On faith: Does Jesus want a present?
By: Rev. Joseph Whiting, Grace Baptist Church, Two Harbors, Lake County News Chronicle
Unless you are one of those rare and special people who completes his Christmas gift shopping way too early, this time of year finds many of us making lists for purchasing gifts. On top of finding the right gifts for those special people in your life, is the requisite secrecy and carefully locating hiding places for the gifts, especially if the recipients live in your home and are prone to snoop. Of course, this is all part of the joy of seeing someone’s eyes light up at Christmas when those gifts are opened.
The first Christmas presents were from the magi who, when they found the young Jesus “fell down and worshipped him: and when they had opened their treasures, they presented unto him gifts; gold, and frankincense, and myrrh” (Matthew). These were expensive gifts, befitting of royalty.
Contrary to popular belief, the Scriptures never refer to these men as kings nor limit their number to three. Tradition identifies them as Gaspar, Melchoir, and Balthazzar. That we always think of three wise men may derive from the number of gifts mentioned, but there may have been more than three givers.

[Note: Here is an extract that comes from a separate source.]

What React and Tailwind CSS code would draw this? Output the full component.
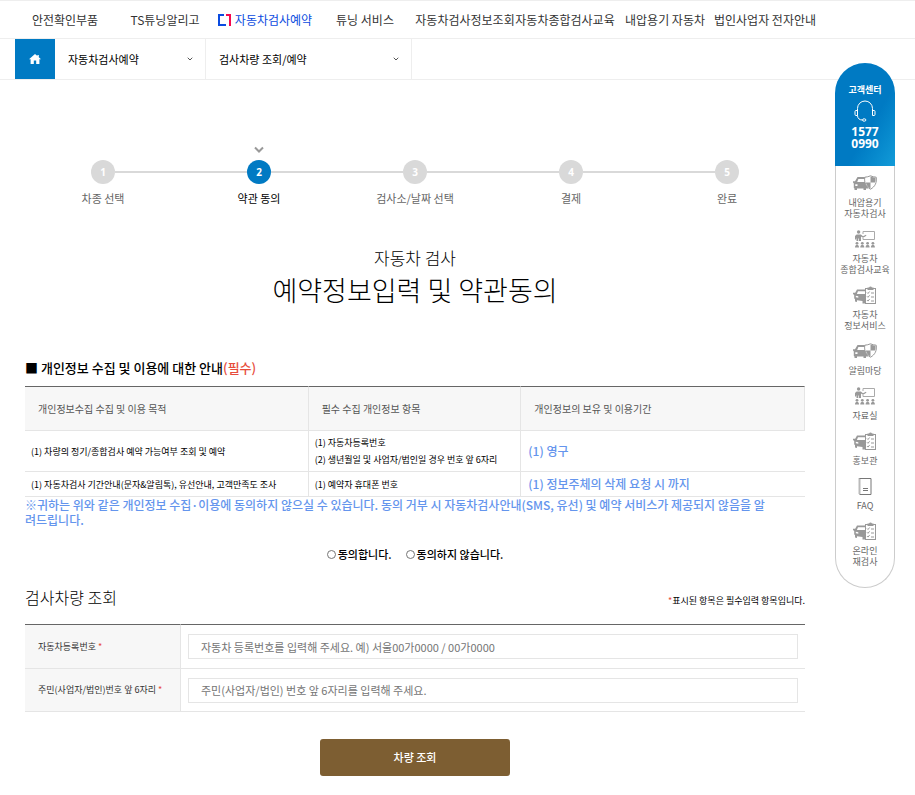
import { useState } from 'react';
import { ChevronDown } from 'lucide-react';

const NAV_ITEMS = [
  '안전확인부품',
  'TS튜닝알리고',
  '자동차검사예약',
  '튜닝 서비스',
  '자동차검사정보조회',
  '자동차종합검사교육',
  '내압용기 자동차',
  '법인사업자 전자안내',
];

const STEPS = ['차종 선택', '약관 동의', '검사소/날짜 선택', '결제', '완료'];

const BracketMark = () => (
  <svg viewBox="0 0 13 12" className="w-[13px] h-3 shrink-0" fill="none" strokeWidth="2">
    <path d="M6 1H1v10h7" stroke="#0a4be0" />
    <path d="M8 1h4v11" stroke="#f5094f" />
  </svg>
);

const HomeIcon = () => (
  <svg viewBox="0 0 12 10" className="w-3 h-2.5" fill="#fff">
    <path d="M6 0 0 5.2h1.6V10h3.2V6.6h2.4V10h3.2V5.2H12L9.8 3.3V1H8.4v1.1z" />
  </svg>
);

const HeadsetIcon = () => (
  <svg viewBox="0 0 22 22" className="w-[22px] h-[22px]" fill="none" stroke="#fff" strokeWidth="1">
    <path d="M3.5 11V8.500a7.500 7.500 0 0 1 15 0V11" />
    <path d="M3.5 10.500H2a1 1 0 0 0-1 1v3a1 1 0 0 0 1 1h1.500zM18.500 10.500H20a1 1 0 0 1 1 1v3a1 1 0 0 1-1 1h-1.500z" />
    <path d="M3.500 15.500c0 3 2 4.500 5 4.500" />
    <ellipse cx="10.200" cy="20" rx="1.700" ry="1.200" />
  </svg>
);

const CarShieldIcon = () => (
  <svg viewBox="0 0 24 16" className="w-6 h-4" fill="#999">
    <path
      fillRule="evenodd"
      d="M4.500 2H14v2H5.400L4.200 7H15v6.500h-2V15h-2.500v-1.500H4V15H1.500v-1.500L.8 13V8.500L0 7.600V6.200h2zM2.300 9.300V11h2.200V9.300z"
    />
    <path
      d="M17.500.8c1.800.9 3.600 1.200 5.700 1.400.9 5.200-1.200 9.600-5.700 12-4.500-2.400-6.600-6.800-5.700-12 2.100-.2 3.900-.5 5.700-1.400z"
      fill="#fff"
      stroke="#999"
    />
    <path d="M17.500 1.500c1.600.8 3.200 1.100 5 1.200.2 1.800.1 3.300-.4 4.700h-4.600zM17.500 7.400v6.100c-2.500-1.500-4.100-3.500-4.700-6.100z" />
  </svg>
);

const LectureIcon = () => (
  <svg viewBox="0 0 20 18" className="w-5 h-[18px]" fill="#999">
    <path d="M8 4V1.500h11.500v8H8V8" fill="none" stroke="#aaa" />
    <circle cx="3.600" cy="2" r="1.700" />
    <path d="M1.600 4.400h4.200L8 6.200l3-1.400.4.900L8 7.800 6 6.500V11H4V8.500h-.7V11H1.500V7.500L1 9.500H0V6z" />
    <circle cx="2" cy="13.300" r="1.400" />
    <circle cx="7.300" cy="13.300" r="1.400" />
    <circle cx="12.600" cy="13.300" r="1.400" />
    <circle cx="17.900" cy="13.300" r="1.400" />
    <path d="M0 17.500c0-1.800.8-2.400 2-2.400s2 .6 2 2.400zM5.300 17.500c0-1.800.8-2.400 2-2.400s2 .6 2 2.400zM10.600 17.500c0-1.800.8-2.400 2-2.400s2 .6 2 2.400zM15.900 17.500c0-1.800.8-2.400 2-2.400s2 .6 2 2.400z" />
  </svg>
);

const CarChecklistIcon = () => (
  <svg viewBox="0 0 24 18" className="w-6 h-[18px]" fill="#999">
    <path
      fillRule="evenodd"
      d="M4 3.500h8v1.700H5L3.900 8H12v9.500H9.500V15L4 14.200V16L2 15.500V13l-.8-.6V9L0 8V6.800h2.200zM2.800 9.700v1.600l2.500.4v-1.500z"
    />
    <rect x="12.500" y="2.500" width="10" height="15" fill="#fff" stroke="#999" />
    <path d="M14.500 1.500H16C16.500.2 18.500.2 19 1.500h1.500V4h-6z" />
    <path
      d="m14 6.500 1 1 1.600-2M14 10.300l1 1 1.600-2M14 14.100l1 1 1.600-2M18 7h3M18 11h3M18 15h3"
      fill="none"
      stroke="#999"
    />
  </svg>
);

const NotebookIcon = () => (
  <svg viewBox="0 0 14 17" className="w-3.5 h-[17px]" fill="none" stroke="#777">
    <path d="M1.500 .5h11.500v16H1.500" />
    <path d="M1.500 .5v16" strokeWidth="2" strokeDasharray="1 1" />
    <path d="M5 10.500h5M5 12.500h5" />
  </svg>
);

const QUICK_LINKS = [
  { icon: CarShieldIcon, lines: ['내압용기', '자동차검사'] },
  { icon: LectureIcon, lines: ['자동차', '종합검사교육'] },
  { icon: CarChecklistIcon, lines: ['자동차', '정보서비스'] },
  { icon: CarShieldIcon, lines: ['알림마당'] },
  { icon: LectureIcon, lines: ['자료실'] },
  { icon: CarChecklistIcon, lines: ['홍보관'] },
  { icon: NotebookIcon, lines: ['FAQ'] },
  { icon: CarChecklistIcon, lines: ['온라인', '재검사'] },
];

const CrumbSelect = ({ label, value, className }) => (
  <div className={`relative border-r border-[#eee] ${className}`}>
    <select
      aria-label={label}
      className="w-full h-10 pl-[13px] pr-8 appearance-none bg-white text-[11px] text-black outline-none"
    >
      <option>{value}</option>
    </select>
    <ChevronDown className="absolute right-[11px] top-4 w-2 h-2 text-[#555] pointer-events-none" strokeWidth={3} />
  </div>
);

const QuickMenu = () => (
  <aside className="absolute right-5 top-[63px] w-[60px] text-center">
    <div className="h-[103px] pt-[21px] flex flex-col items-center rounded-t-[30px] text-white bg-linear-to-br from-[#007ac3] from-60% to-[#129bd8]">
      <span className="text-[9px] leading-3 font-bold">고객센터</span>
      <div className="mt-1">
        <HeadsetIcon />
      </div>
      <strong className="mt-1 text-xs leading-3 font-bold font-['Open_Sans',sans-serif]">
        1577
        <br />
        0990
      </strong>
    </div>
    <ul className="pt-[7px] pb-5 flex flex-col gap-2.5 rounded-b-[30px] border border-t-0 border-[#ccc] bg-white">
      {QUICK_LINKS.map(({ icon: Icon, lines }) => (
        <li key={lines.join(' ')}>
          <a href="#" className="flex flex-col items-center text-[9px] leading-[11px] text-[#666] whitespace-nowrap">
            <span className="h-5 mb-1 flex items-center">
              <Icon />
            </span>
            {lines.map((line) => (
              <span key={line}>{line}</span>
            ))}
          </a>
        </li>
      ))}
    </ul>
  </aside>
);

const StepList = ({ current }) => (
  <ol className="pt-[65px] grid grid-cols-5">
    {STEPS.map((step, i) => {
      const active = i + 1 === current;
      return (
        <li key={step} className="flex flex-col items-center">
          <span className="h-[15px]">
            {active && (
              <svg viewBox="0 0 10 9" className="w-2.5 h-[9px]" fill="none" stroke="#999" strokeWidth="2">
                <path d="m1 2.500 4 4 4-4" />
              </svg>
            )}
          </span>
          <div className="w-full flex items-center">
            <span className={`h-0.5 flex-1 ${i === 0 ? '' : 'bg-[#d9d9d9]'}`} />
            <span
              className={`w-6 h-6 rounded-full flex items-center justify-center text-[10px] font-bold text-white font-['Open_Sans',sans-serif] ${
                active ? 'bg-[#007ac3]' : 'bg-[#d9d9d9]'
              }`}
            >
              {i + 1}
            </span>
            <span className={`h-0.5 flex-1 ${i === STEPS.length - 1 ? '' : 'bg-[#d9d9d9]'}`} />
          </div>
          <span className={`mt-1.5 text-[11px] leading-4 ${active ? 'text-black' : 'text-[#666]'}`}>{step}</span>
        </li>
      );
    })}
  </ol>
);

const ConsentTable = () => (
  <table className="w-full table-fixed border-separate border-spacing-0 text-left text-[9px] leading-[17px] text-black">
    <thead>
      <tr className="h-[45px] bg-[#f7f7f7] text-[10px] text-[#555]">
        <th className="w-4/11 pl-[13px] font-normal border-t border-r border-b border-t-[#666] border-r-[#e5e5e5] border-b-[#e5e5e5]">
          개인정보수집 수집 및 이용 목적
        </th>
        <th className="w-3/11 pl-[13px] font-normal border-t border-r border-b border-t-[#666] border-r-[#e5e5e5] border-b-[#e5e5e5]">
          필수 수집 개인정보 항목
        </th>
        <th className="w-4/11 pl-[13px] font-normal border-t border-r border-b border-t-[#666] border-r-[#e5e5e5] border-b-[#e5e5e5]">
          개인정보의 보유 및 이용기간
        </th>
      </tr>
    </thead>
    <tbody>
      <tr className="h-[41px]">
        <td className="pl-1.5 border-r border-b border-[#e5e5e5]">(1) 차량의 정기/종합검사 예약 가능여부 조회 및 예약</td>
        <td className="pl-1.5 border-r border-b border-[#e5e5e5]">
          (1) 자동차등록번호
          <br />
          (2) 생년월일 및 사업자/법인일 경우 번호 앞 6자리
        </td>
        <td className="pl-[7px] border-b border-[#e5e5e5] text-xs font-medium text-[#6495ed]">(1) 영구</td>
      </tr>
      <tr className="h-[25px]">
        <td className="pl-1.5 border-r border-b border-[#e5e5e5]">
          (1) 자동차검사 기간안내(문자&amp;알림톡), 유선안내, 고객만족도 조사
        </td>
        <td className="pl-1.5 border-r border-b border-[#e5e5e5]">(1) 예약자 휴대폰 번호</td>
        <td className="pl-[7px] border-b border-[#e5e5e5] text-xs font-medium text-[#6495ed]">
          (1) 정보주체의 삭제 요청 시 까지
        </td>
      </tr>
    </tbody>
  </table>
);

const FieldRow = ({ id, label, placeholder, first }) => (
  <tr className={first ? 'h-[45px]' : 'h-[43px]'}>
    <th
      className={`w-1/5 pl-[13px] bg-[#f7f7f7] text-left text-[9px] font-normal text-[#333] whitespace-nowrap border-r border-b border-r-[#e5e5e5] border-b-[#e5e5e5] ${
        first ? 'border-t border-t-[#666]' : ''
      }`}
    >
      <label htmlFor={id}>
        {label} <span className="text-[#e74c3c]">*</span>
      </label>
    </th>
    <td className={`px-[7px] border-b border-b-[#e5e5e5] ${first ? 'border-t border-t-[#666]' : ''}`}>
      <input
        id={id}
        type="text"
        placeholder={placeholder}
        className="block w-full h-[25px] px-3 border border-[#e5e5e5] text-[11px] placeholder:text-[#757575] outline-none"
      />
    </td>
  </tr>
);

export default function App() {
  const [agree, setAgree] = useState('');

  return (
    <div className="relative bg-white text-black font-['Noto_Sans_CJK_KR',sans-serif]">
      <nav className="border-y border-[#eee]">
        <ul className="ml-[15px] mr-[100px] h-[37px] grid grid-cols-8 items-center text-xs text-[#333] whitespace-nowrap">
          {NAV_ITEMS.map((item) => (
            <li key={item} className="flex justify-center">
              {item === '자동차검사예약' ? (
                <a href="#" className="flex items-center gap-1 text-[#0a4be0]">
                  <BracketMark />
                  {item}
                </a>
              ) : (
                <a href="#">{item}</a>
              )}
            </li>
          ))}
        </ul>
      </nav>

      {/* Breadcrumb */}
      <div className="pl-[15px] flex border-b border-[#eee]">
        <a href="#" aria-label="홈" className="w-10 h-10 flex items-center justify-center bg-[#007ac3]">
          <HomeIcon />
        </a>
        <CrumbSelect label="메뉴" value="자동차검사예약" className="w-[151px]" />
        <CrumbSelect label="하위 메뉴" value="검사차량 조회/예약" className="w-[206px]" />
      </div>

      <QuickMenu />

      <main className="ml-[25px] mr-[110px] pb-5">
        <StepList current={2} />

        <h1 className="mt-10 text-center font-light">
          <span className="block text-[17px] leading-6">자동차 검사</span>
          <span className="block text-[27px] leading-10">예약정보입력 및 약관동의</span>
        </h1>

        <h2 className="mt-12 mb-2 text-[13px] leading-5 font-medium">
          ■ 개인정보 수집 및 이용에 대한 안내<span className="text-[#e74c3c]">(필수)</span>
        </h2>
        <ConsentTable />
        <p className="text-xs leading-[15px] font-medium text-[#6495ed]">
          ※귀하는 위와 같은 개인정보 수집·이용에 동의하지 않으실 수 있습니다. 동의 거부 시 자동차검사안내(SMS, 유선) 및 예약 서비스가 제공되지 않음을 알
          <br />
          려드립니다.
        </p>

        <div className="mt-[19px] flex justify-center gap-3.5 text-[11px] leading-4 font-medium">
          {[
            ['yes', '동의합니다.'],
            ['no', '동의하지 않습니다.'],
          ].map(([value, text]) => (
            <label key={value} className="flex items-center gap-0.5">
              <input
                type="radio"
                name="agree"
                value={value}
                checked={agree === value}
                onChange={() => setAgree(value)}
                className="w-[9px] h-[9px] appearance-none rounded-full border border-[#767676] checked:bg-[#007ac3]"
              />
              {text}
            </label>
          ))}
        </div>

        <div className="mt-[23px] mb-[15px] flex items-center justify-between">
          <h2 className="text-base leading-6 font-light">검사차량 조회</h2>
          <p className="pt-2 text-[9px] leading-4">
            <span className="text-[#e74c3c]">*</span>표시된 항목은 필수입력 항목입니다.
          </p>
        </div>
        <form onSubmit={(e) => e.preventDefault()}>
          <table className="w-full table-fixed border-separate border-spacing-0">
            <tbody>
              <FieldRow
                id="carNo"
                label="자동차등록번호"
                placeholder="자동차 등록번호를 입력해 주세요. 예) 서울00가0000 / 00가0000"
                first
              />
              <FieldRow
                id="ownerNo"
                label="주민(사업자/법인)번호 앞 6자리"
                placeholder="주민(사업자/법인) 번호 앞 6자리를 입력해 주세요."
              />
            </tbody>
          </table>
          <button
            type="submit"
            className="mt-[27px] mx-auto block w-[190px] h-[37px] rounded-[3px] bg-[#7d5e32] text-[11px] font-medium text-white"
          >
            차량 조회
          </button>
        </form>
      </main>
    </div>
  );
}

The Bible identifies them not as kings but magi, educated astrologer-astronomers, perhaps associated with an eastern royal court. They had been scanning the night skies for some sign of the birth of the Jewish king based on the ancient prophecy “there shall come a star out of Jacob, and a scepter shall rise out of Israel” (Numbers). Bible scholars hold that these men came from Persia (modern day Iraq), perhaps even from Babylon.
Traditionally, nativity sets include a white-skinned wise man, a yellow-skinned wise man, and a black- skinned wise man. Thus the wise men represented the whole race of mankind who are descended from the three sons of Noah— Shem, Ham, and Japheth. While we do not know the exact racial makeup of the wise men, what really matters is that when the long awaited star appeared over Bethlehem, they headed out to find the newborn king. Through these men, the nations came to worship the long-awaited Messiah and bring Him gifts.Certainly those valuable gifts were appreciated by Jesus’ family, especially as they fled to Egypt to escape the jealous wrath of King Herod.
Should we still bring gifts to Jesus today? Church Christmas programs often ponder the question of what gift we may bring to Jesus. But does Jesus even want a gift from us? As we contemplate this question, consider three thoughts. First, Jesus Himself is God’s gift to us. The Book of John declares, “For God so loved the world that He gave His only begotten son…” God’s love for mankind motivated Him to send us what we needed—a Savior. Second, Jesus Himself has given us some wonderful gifts, such as rest (Matt. 11:28), peace (John 14:27), and most importantly, eternal life (Mark 10:45; John 6:51; Eph. 6:23). Finally, Jesus expected faith and obedience from his followers. “You believe in God, believe also in me” (John ). In that same chapter, He taught, “If you love me, keep my commandments.” Jesus wants us to trust Him and obey Him.
Is it appropriate to give a gift to Jesus? Absolutely. But you won’t find it in stores, and it’s difficult to wrap. Give Him what He wants most—A heart and life that fully believes in Him and faithfully obeys His teachings.